___ GIVEN DATA

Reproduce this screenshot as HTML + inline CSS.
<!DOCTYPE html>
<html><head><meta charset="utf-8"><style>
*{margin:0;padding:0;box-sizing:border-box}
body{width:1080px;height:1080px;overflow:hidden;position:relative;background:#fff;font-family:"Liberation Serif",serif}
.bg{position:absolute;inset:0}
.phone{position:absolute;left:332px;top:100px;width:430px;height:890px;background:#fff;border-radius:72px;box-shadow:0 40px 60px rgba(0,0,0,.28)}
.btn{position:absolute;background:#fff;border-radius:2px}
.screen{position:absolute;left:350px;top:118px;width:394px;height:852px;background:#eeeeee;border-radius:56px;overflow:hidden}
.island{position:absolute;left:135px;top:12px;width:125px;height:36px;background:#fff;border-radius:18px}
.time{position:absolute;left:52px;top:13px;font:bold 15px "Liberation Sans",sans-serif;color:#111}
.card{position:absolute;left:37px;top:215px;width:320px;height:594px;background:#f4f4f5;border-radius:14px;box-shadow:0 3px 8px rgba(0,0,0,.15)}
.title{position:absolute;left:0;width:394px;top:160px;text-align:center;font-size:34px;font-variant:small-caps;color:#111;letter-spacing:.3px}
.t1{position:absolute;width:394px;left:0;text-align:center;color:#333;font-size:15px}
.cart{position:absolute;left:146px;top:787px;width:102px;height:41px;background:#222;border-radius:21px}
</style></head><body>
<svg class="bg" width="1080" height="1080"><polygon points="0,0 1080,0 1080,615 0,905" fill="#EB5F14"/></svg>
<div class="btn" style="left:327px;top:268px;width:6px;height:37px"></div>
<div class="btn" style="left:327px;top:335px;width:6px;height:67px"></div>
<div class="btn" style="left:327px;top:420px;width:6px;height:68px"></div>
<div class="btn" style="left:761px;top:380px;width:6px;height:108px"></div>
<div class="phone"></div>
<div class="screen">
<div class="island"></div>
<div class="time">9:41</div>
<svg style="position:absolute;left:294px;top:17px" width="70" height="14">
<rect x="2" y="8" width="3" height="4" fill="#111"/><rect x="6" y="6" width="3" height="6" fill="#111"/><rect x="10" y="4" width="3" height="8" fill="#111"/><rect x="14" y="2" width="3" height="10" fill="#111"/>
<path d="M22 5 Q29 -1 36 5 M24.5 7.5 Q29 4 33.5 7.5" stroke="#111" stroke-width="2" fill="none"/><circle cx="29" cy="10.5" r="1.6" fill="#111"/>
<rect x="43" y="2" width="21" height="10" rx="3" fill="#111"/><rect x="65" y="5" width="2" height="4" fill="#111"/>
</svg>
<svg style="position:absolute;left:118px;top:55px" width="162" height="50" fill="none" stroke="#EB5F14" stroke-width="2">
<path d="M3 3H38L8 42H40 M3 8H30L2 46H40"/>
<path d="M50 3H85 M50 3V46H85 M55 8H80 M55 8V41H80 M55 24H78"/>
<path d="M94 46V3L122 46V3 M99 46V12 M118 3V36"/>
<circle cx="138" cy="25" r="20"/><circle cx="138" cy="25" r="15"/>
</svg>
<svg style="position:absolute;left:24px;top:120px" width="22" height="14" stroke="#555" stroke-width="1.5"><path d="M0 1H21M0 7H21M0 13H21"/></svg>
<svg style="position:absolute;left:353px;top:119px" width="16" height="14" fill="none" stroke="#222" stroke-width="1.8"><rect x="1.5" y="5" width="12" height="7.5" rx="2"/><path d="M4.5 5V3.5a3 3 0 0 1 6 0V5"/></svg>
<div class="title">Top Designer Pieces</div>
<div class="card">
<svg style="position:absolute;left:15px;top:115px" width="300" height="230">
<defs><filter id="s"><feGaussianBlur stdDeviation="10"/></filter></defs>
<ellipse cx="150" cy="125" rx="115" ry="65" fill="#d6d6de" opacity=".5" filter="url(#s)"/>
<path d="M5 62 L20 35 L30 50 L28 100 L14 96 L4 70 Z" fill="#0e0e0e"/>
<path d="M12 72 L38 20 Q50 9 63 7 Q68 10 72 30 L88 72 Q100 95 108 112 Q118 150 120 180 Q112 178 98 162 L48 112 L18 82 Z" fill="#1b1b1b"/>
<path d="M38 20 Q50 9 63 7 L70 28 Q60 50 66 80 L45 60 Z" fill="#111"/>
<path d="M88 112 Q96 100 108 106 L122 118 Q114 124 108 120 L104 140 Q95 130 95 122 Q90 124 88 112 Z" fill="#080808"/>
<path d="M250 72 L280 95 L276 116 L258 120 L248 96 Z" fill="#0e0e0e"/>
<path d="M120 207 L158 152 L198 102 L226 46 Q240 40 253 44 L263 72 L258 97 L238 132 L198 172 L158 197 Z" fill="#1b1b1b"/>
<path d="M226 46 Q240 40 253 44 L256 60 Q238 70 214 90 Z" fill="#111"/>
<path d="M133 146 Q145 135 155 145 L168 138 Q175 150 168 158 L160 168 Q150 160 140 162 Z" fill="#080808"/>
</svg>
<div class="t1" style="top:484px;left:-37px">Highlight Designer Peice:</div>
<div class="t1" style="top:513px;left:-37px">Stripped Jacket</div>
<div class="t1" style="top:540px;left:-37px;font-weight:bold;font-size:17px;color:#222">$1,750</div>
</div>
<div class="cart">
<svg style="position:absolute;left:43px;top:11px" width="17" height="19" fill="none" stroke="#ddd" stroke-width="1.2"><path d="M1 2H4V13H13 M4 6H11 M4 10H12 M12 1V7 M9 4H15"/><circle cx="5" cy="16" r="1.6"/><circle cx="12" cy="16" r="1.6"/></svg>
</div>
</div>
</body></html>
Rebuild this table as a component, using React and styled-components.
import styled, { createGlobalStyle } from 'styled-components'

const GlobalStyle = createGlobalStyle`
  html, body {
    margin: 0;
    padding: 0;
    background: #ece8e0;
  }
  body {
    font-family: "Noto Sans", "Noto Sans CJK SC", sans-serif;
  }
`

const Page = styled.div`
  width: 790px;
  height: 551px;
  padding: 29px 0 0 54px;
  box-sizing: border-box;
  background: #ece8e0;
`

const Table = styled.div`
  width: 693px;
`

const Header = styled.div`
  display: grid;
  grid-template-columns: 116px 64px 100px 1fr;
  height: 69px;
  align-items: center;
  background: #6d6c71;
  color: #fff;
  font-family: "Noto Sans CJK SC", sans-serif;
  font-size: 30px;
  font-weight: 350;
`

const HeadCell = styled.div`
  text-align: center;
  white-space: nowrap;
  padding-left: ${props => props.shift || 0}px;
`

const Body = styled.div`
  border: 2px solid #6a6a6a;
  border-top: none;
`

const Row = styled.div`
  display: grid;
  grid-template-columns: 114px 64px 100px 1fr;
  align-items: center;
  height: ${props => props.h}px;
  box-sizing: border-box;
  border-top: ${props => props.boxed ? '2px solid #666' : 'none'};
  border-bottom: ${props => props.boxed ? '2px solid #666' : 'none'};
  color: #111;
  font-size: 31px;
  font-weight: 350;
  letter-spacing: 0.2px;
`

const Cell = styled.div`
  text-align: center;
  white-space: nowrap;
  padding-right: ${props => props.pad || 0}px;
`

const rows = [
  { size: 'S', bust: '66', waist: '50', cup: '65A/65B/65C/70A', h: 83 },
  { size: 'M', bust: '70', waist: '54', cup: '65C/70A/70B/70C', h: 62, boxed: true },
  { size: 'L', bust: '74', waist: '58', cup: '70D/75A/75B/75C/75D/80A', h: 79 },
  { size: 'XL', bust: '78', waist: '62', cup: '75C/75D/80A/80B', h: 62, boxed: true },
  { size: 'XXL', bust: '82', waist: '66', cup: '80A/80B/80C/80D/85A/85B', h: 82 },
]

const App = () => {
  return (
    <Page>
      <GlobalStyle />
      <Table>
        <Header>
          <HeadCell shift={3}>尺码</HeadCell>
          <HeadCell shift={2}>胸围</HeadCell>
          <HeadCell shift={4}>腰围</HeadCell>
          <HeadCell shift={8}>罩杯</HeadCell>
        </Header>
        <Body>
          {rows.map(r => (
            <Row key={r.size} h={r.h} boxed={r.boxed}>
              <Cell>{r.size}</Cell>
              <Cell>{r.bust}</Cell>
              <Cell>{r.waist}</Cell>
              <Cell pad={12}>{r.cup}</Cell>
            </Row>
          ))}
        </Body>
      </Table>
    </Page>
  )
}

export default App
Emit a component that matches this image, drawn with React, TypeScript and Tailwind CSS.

______

EXERCISE DETAILS:
Please list every line of the records that contains "styled".

WRITTEN RESPONSE:
Rebuild this table as a component, using React and styled-components.
import styled, { createGlobalStyle } from 'styled-components'
const Page = styled.div`
const Table = styled.div`
const Header = styled.div`
const HeadCell = styled.div`
const Body = styled.div`
const Row = styled.div`
const Cell = styled.div`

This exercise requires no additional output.